Colorado’s Economy Continues Streak of Strength Following Economic Forecast



DENVER – The Governor’s Office of State Planning and Budgeting (OSPB) released its quarterly economic forecast.


Colorado’s economy continues to thrive, with the labor market remaining healthier than anticipated and consumer demand exceeding expected growth. Colorado’s unemployment rate remains low under the Polis administration. But the high cost of housing continues to lead to increased inflation at the local level. Governor Polis continues to push for more housing now to help support Colorado’s economy, hardworking families, and individuals and communities.

“Colorado’s economy continues to be strong, companies and entrepreneurs are starting and expanding businesses in our state but high housing costs contribute to inflation and threaten our economic livelihoods,” said Governor Polis. “I am proud of our track record of fiscal responsibility and strong budgetary reserves to help prepare for an economic challenge or national issues that impact our thriving state, and we look forward to making more progress on increasing housing supply.”

Under the OSPB forecast, the General Fund ending balance is projected at $345.3 million and $183.7 million above the statutory reserve level of 15 percent in FY 2022-23 and FY 2023-24, respectively. The statutory reserve remains at 15 percent of appropriations beyond FY 2023-24.  Governor Polis has repeatedly called for strong budgetary reserves to ensure the state is prepared for a rainy day.

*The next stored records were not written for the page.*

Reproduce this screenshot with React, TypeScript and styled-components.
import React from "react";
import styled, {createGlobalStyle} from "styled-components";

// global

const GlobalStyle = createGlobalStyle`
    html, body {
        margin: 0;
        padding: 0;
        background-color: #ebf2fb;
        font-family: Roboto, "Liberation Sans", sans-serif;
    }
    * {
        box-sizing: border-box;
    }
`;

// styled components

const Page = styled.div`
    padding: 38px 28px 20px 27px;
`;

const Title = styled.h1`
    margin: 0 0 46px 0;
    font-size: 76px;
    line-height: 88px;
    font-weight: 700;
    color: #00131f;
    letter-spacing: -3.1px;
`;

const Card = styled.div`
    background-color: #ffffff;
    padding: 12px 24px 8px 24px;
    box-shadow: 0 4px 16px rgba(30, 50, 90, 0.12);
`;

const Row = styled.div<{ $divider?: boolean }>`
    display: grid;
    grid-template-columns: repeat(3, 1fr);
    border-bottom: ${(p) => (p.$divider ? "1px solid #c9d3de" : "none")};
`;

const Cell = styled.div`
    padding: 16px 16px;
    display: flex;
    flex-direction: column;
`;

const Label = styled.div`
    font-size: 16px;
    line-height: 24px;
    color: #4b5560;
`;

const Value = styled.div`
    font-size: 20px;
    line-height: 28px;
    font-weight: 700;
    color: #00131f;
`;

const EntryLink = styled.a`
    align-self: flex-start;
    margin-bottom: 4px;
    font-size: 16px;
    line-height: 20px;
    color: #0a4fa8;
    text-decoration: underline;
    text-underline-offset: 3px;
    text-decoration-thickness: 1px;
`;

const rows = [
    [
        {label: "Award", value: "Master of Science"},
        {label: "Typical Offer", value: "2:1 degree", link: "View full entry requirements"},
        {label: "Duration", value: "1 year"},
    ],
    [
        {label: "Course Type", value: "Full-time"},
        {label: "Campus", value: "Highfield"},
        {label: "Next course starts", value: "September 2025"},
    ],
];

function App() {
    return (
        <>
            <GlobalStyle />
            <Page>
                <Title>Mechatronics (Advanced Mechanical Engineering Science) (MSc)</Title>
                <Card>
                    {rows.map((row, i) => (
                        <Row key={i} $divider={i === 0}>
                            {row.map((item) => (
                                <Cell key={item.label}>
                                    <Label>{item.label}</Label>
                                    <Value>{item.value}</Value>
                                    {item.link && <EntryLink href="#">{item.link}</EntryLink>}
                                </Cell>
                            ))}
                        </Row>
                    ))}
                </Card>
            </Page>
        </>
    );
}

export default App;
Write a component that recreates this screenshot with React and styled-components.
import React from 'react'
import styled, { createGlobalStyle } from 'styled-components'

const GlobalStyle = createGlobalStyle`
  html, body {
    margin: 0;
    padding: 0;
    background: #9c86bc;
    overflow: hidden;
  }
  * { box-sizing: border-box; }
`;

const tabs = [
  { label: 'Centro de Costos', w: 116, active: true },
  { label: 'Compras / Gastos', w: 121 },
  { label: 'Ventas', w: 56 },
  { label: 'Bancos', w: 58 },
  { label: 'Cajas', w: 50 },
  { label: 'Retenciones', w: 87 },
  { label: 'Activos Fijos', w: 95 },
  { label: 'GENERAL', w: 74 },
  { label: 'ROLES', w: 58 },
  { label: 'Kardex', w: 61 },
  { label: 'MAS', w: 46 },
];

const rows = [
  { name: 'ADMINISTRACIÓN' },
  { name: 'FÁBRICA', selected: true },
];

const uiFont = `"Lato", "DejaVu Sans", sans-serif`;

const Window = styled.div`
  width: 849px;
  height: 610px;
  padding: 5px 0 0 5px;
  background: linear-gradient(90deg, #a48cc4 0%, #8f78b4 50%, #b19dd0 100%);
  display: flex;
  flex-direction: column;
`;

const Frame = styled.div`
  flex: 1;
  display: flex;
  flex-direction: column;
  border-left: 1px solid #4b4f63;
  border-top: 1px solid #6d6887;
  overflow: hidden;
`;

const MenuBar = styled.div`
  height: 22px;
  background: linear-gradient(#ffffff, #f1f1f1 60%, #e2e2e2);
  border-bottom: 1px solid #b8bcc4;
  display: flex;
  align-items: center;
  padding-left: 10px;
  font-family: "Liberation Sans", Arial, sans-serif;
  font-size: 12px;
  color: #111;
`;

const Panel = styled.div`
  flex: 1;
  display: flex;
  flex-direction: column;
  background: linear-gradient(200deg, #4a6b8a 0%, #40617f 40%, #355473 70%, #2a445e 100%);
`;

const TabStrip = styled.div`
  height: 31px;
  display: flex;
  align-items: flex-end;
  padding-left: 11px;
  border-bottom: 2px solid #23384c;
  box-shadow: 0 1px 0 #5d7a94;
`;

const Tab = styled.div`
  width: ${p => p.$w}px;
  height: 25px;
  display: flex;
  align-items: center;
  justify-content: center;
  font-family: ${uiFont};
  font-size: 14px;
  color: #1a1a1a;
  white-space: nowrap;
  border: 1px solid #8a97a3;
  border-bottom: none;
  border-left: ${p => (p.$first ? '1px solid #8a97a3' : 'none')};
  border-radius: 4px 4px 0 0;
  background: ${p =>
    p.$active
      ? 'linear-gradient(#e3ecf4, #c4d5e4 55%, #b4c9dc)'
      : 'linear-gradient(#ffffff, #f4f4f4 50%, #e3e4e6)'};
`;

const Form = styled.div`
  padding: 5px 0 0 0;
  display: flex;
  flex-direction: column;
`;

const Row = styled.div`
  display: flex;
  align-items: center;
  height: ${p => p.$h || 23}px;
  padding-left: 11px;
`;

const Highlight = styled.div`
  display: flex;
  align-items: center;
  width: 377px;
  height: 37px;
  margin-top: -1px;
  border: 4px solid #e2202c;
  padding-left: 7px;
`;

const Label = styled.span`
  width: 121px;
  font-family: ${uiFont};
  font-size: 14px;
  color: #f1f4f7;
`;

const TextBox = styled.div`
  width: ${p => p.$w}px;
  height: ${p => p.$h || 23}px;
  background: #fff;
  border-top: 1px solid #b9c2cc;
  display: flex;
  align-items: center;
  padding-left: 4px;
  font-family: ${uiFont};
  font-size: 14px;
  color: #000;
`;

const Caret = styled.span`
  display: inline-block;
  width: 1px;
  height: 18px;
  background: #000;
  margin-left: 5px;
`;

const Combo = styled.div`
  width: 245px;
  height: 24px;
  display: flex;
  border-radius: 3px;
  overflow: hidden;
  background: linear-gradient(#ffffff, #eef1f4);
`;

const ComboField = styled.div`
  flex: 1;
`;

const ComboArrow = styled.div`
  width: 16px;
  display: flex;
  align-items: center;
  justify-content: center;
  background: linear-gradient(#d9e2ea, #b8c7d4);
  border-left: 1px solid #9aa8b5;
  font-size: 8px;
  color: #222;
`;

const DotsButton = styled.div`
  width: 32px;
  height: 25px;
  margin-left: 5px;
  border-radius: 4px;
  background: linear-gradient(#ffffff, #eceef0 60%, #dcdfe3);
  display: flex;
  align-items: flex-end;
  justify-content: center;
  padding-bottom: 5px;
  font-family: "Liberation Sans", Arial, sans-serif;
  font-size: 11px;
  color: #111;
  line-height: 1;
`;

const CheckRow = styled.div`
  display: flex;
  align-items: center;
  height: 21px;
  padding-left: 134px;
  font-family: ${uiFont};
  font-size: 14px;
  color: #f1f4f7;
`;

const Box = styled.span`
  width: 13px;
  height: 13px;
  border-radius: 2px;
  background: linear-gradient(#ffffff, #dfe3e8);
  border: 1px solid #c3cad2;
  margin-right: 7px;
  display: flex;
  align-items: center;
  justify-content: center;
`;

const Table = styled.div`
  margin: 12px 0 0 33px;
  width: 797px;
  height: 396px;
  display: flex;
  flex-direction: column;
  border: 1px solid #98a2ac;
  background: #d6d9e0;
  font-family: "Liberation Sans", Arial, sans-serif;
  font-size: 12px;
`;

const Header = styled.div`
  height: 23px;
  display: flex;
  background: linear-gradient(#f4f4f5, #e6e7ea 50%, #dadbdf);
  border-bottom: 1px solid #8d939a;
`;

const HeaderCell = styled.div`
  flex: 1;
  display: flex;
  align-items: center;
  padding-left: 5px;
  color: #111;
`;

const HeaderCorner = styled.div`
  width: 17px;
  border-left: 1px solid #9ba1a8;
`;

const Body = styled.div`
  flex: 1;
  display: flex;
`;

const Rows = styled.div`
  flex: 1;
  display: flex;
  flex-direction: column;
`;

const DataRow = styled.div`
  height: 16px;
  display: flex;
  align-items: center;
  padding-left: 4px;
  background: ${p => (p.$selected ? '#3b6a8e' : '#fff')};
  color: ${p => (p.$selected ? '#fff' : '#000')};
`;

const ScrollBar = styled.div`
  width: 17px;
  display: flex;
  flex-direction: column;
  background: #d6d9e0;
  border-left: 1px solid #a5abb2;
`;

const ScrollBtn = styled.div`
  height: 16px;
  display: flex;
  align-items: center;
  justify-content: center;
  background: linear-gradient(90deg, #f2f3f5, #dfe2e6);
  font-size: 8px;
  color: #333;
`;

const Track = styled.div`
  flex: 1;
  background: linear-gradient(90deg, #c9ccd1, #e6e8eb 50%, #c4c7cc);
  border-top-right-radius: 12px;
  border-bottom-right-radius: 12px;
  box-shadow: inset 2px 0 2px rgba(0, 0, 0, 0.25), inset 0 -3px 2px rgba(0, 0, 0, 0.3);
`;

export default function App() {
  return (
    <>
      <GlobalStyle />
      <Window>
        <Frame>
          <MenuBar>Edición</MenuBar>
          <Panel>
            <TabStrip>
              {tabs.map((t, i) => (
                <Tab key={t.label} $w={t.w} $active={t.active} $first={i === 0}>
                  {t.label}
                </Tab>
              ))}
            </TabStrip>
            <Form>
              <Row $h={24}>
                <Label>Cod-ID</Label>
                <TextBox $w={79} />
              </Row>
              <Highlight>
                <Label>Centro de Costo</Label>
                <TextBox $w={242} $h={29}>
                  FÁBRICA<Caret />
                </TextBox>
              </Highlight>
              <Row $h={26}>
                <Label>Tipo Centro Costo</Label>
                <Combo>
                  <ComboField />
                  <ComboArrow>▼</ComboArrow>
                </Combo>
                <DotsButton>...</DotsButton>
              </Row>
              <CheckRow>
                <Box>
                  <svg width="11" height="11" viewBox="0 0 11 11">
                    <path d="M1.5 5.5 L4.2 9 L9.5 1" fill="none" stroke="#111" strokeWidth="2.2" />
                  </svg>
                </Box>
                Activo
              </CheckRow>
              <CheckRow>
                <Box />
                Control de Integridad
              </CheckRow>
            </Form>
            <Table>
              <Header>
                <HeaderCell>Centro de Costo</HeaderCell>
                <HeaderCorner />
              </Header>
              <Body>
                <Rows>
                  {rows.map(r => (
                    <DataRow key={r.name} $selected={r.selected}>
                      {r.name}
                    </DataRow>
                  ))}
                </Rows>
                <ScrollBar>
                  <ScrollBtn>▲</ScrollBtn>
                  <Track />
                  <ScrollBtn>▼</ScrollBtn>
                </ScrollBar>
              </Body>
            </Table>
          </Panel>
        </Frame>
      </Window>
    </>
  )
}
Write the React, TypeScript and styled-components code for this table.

Under the OSPB forecast, General Fund revenue is revised up $792.9 million in FY 2023-24, largely a result of stronger than anticipated individual and corporate income revenue, with smaller upward revisions in sales, insurance, and interest income.

In FY 2024-25, General Fund revenue is revised up $137.8 million largely due to sustained higher individual income withholdings revenue as the labor market is expected to be in a stronger position than the June forecast. General fund revenue is expected to grow 3.7 percent to $19.0 billion in FY 2025-26 due to stable growth in income and sales revenue as the economy grows at potential GDP. Cash funds are expected to remain about flat in the near-term, falling an expected 1.6 percent in FY 2023-24 and then increasing 5.3 percent in FY 2024-25. Compared with the June economic forecast, cash funds are revised up $56.0 million and $18.6 million in FY 2023-24 and FY 2024-25 respectively, particularly due to severance and transportation revenue expectations.